In Figure 2 we can see that the x-wise and y-wise image gradients are generated, and (after being subject to a warp) are merged by means of a dot product with the flow angle. This parameter of the flow angle v is critical in the generation of the template, and our experiments have verified empirically this parameter to be one of the main reasons for tracking loss. It can be interpreted as a weight in the linear combination of the x-wise and y-wise gradients of the image. If the camera is moving horizontally, then the accumulation of events is mainly on the horizontal direction, and v reflects this by placing more importance on the x-wise derivative. Movements in other directions have respective flow angle values that reflect this movement.

Furthermore, the flow angle v also allows to infer the direction of movement, as moving from left to right produces a different polarity of events to a movement from right to left. The template obtained from frames needs to take this into account to be able to be compared against the event template. Overall, this parameter is responsible for creating the global appearance of one of the templates to be matched. As such, it should now be clearer that this parameter is of paramount importance in the tracker.
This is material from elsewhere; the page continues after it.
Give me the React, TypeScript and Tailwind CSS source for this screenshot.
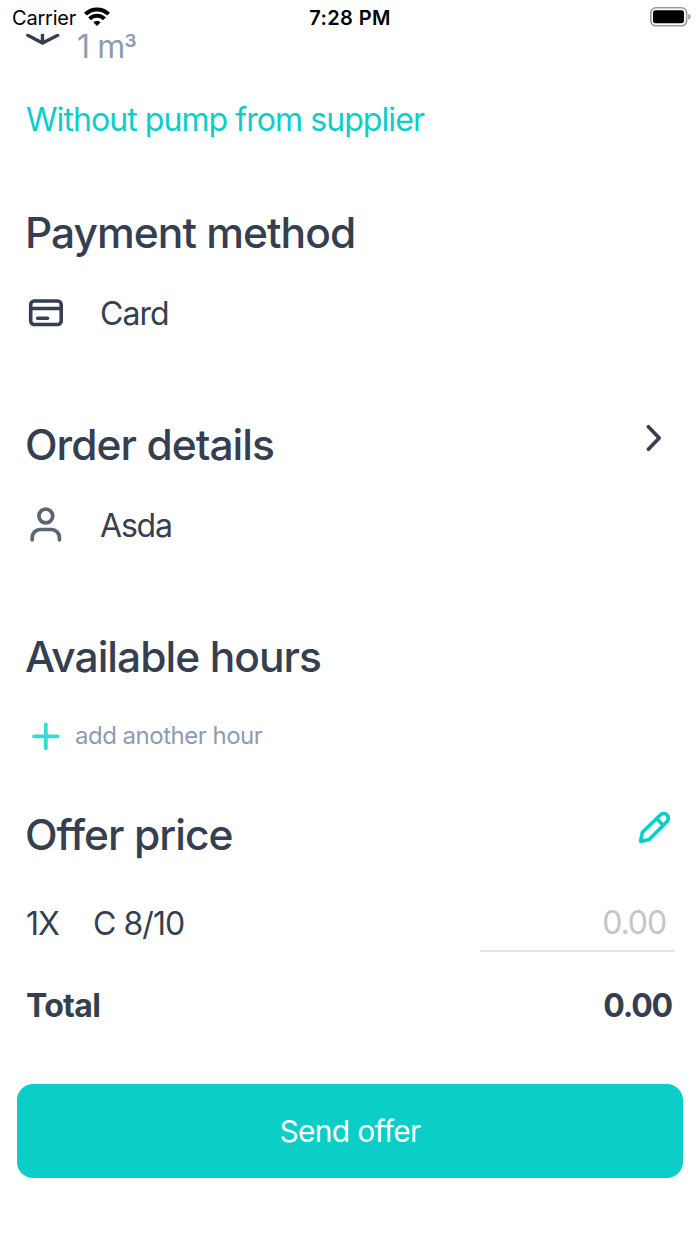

Lastly, another parameter to be optimized is the initial location of the feature, which corresponds to the expected position of the feature, and is fed into the optimizer as a starting value. This parameter is also important, but since features are updated very frequently (sometimes around 1 ms, in very fast paced scenes) it is not as critical as the flow angle [though it also plays an important role, in particular when a feature is lost (Section 7.3)].

As such, parameter p guarantees that the patches are aligned, and parameter v guarantees there is a similarity between patches, hence its greater importance that we verified empirically. With this in mind, we propose an approach where the current estimated pose is fed back into EKLT to help with the tracking of features. This approach creates a sort of closed loop, where position from the pose estimator is fed into EKLT, which then provides information for the pose estimator, as shown in Figure 3. To the best of our knowledge, despite finding loop closing from motion to feature tracking in works as (Vidal et al., 2018 and Zihao Zhu et al., 2017), the loop closing is still an uncommon and innovative approach, specially when leveraging the filtered pose and optical flow prediction, together with combining with the EKLT.

FIGURE 3

FIGURE 3. Overview of the proposed approach.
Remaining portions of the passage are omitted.